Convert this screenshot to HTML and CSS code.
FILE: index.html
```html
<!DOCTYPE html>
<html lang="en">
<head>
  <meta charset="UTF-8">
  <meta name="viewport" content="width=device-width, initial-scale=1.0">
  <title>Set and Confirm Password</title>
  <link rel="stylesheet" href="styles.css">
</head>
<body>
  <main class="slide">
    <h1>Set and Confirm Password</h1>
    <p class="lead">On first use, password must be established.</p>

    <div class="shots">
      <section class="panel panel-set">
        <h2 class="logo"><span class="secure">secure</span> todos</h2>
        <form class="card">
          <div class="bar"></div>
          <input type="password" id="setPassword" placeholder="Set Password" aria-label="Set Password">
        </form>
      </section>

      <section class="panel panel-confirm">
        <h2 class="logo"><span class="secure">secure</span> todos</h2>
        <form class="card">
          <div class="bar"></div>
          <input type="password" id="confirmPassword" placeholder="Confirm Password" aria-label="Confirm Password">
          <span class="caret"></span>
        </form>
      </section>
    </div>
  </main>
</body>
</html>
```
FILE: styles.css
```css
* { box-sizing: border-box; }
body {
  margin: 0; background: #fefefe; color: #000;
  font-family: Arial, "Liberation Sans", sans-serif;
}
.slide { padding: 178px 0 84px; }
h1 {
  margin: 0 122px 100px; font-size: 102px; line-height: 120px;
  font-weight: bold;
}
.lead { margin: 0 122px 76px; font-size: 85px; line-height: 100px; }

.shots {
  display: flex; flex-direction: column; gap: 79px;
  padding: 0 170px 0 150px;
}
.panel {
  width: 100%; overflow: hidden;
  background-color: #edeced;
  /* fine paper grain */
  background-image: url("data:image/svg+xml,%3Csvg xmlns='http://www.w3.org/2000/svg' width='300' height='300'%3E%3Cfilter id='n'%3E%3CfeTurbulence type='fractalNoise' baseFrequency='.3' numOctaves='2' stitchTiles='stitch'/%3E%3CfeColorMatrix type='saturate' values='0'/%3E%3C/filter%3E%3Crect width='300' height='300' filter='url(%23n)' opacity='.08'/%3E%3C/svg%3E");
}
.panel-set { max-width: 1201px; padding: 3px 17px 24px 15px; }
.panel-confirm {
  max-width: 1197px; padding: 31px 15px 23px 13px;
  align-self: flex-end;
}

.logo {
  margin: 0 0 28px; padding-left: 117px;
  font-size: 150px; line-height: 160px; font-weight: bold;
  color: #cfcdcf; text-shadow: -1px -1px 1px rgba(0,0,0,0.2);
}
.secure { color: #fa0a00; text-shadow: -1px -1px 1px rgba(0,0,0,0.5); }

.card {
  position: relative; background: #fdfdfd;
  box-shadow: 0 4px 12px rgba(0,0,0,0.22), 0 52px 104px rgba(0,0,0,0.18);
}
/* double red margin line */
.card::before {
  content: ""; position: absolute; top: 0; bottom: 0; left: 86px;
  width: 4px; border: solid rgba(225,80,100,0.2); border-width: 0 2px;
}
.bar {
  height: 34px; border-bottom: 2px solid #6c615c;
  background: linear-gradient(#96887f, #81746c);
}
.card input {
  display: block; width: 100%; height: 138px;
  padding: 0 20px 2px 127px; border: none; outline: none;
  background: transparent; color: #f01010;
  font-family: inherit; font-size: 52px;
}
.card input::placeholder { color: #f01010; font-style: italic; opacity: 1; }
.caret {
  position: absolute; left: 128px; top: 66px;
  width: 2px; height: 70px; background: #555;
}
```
:::
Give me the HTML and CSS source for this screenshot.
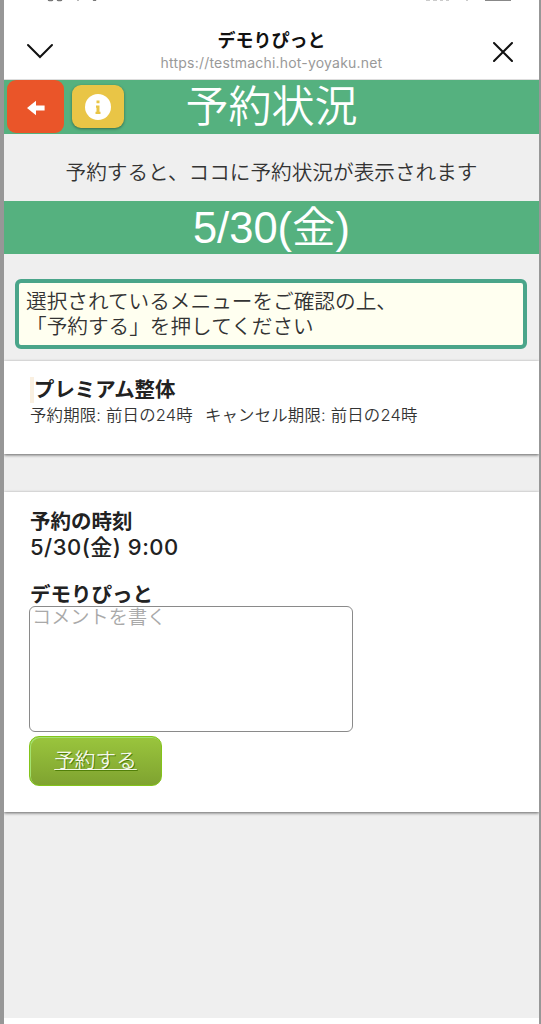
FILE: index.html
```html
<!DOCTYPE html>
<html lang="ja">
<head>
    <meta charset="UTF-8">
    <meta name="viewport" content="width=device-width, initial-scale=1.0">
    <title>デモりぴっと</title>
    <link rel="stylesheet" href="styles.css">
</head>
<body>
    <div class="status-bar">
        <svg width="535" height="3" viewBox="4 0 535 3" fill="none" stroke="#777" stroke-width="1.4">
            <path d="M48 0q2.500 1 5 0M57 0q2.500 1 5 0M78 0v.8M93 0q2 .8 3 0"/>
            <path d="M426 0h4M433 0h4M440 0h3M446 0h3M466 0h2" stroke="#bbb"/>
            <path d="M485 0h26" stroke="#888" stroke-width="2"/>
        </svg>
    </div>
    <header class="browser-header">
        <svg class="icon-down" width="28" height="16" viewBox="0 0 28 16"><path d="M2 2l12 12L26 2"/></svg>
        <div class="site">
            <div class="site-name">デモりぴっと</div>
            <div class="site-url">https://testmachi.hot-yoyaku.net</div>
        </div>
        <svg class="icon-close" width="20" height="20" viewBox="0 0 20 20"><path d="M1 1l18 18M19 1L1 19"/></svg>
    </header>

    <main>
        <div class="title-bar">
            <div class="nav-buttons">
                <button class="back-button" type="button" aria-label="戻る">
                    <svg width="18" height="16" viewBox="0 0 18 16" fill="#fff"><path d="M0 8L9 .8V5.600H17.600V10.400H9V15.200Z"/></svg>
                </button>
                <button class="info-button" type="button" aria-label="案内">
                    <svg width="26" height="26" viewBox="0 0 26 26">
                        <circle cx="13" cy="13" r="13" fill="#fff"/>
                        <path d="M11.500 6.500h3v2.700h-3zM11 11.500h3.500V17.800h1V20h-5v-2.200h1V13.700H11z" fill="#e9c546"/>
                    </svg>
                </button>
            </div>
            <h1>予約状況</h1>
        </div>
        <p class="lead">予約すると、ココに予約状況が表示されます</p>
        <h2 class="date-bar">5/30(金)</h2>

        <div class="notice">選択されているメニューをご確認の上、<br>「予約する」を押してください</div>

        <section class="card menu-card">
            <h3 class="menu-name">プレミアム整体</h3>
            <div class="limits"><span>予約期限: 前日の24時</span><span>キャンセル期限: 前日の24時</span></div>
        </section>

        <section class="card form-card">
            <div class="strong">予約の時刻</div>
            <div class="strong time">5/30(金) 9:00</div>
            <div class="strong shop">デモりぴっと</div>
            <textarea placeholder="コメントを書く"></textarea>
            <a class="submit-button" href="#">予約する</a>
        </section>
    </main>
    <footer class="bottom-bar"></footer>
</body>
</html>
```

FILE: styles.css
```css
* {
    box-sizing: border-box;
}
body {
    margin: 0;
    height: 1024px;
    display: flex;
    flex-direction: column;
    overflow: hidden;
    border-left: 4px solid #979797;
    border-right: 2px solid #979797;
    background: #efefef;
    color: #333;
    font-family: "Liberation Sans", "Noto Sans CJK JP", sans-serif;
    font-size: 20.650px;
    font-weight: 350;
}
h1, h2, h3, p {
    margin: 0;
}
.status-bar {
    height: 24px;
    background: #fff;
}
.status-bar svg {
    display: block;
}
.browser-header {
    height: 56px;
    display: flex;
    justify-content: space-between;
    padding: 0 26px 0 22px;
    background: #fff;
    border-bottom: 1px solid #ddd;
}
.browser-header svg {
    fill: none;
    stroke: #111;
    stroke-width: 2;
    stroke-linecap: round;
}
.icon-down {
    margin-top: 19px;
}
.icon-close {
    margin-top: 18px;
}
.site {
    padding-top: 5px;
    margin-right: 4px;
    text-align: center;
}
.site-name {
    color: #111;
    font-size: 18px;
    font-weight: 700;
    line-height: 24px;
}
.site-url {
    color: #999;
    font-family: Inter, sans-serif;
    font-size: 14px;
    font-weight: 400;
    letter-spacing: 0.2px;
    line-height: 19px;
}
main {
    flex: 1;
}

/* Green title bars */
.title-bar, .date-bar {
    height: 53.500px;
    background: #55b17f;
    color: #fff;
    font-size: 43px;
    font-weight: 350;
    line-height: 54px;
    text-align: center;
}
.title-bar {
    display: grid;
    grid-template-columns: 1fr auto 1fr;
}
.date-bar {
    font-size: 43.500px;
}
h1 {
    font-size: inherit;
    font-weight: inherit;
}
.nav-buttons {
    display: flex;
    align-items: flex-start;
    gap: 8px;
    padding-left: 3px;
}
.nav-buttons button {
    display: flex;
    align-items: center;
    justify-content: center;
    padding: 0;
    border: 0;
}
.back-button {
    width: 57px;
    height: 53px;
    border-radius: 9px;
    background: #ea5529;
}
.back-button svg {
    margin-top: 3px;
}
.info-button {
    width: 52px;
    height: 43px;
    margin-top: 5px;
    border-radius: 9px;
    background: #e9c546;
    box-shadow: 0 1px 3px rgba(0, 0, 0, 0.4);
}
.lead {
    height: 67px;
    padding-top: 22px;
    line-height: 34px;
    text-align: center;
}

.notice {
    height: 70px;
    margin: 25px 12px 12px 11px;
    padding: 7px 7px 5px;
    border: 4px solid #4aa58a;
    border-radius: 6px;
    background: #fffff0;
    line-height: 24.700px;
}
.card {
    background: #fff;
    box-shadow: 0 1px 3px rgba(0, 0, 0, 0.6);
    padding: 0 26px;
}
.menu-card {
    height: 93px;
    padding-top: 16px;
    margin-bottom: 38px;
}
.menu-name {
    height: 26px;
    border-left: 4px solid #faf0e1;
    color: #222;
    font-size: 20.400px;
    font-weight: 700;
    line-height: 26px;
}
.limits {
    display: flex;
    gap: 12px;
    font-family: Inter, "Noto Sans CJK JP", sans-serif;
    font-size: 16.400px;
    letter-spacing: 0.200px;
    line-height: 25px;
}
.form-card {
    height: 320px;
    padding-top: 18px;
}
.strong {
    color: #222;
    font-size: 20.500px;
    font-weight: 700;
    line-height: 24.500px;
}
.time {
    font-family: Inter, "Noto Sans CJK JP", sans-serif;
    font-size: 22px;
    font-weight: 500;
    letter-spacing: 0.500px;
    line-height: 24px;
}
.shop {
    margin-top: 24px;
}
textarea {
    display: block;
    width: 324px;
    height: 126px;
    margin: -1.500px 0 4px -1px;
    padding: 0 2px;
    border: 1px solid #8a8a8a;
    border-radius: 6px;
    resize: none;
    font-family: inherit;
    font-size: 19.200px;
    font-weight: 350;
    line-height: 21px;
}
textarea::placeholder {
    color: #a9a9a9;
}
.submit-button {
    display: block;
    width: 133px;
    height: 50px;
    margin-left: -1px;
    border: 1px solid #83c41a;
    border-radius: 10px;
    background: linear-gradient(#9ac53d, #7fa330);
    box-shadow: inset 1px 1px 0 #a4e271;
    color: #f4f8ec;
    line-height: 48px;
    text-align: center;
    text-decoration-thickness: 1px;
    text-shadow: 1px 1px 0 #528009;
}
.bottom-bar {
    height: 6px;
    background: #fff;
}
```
:::
- What you should do
Using the listing, copy every line where the word "this" shows up.

- The result
Convert this screenshot to HTML and CSS code.
Give me the HTML and CSS source for this screenshot.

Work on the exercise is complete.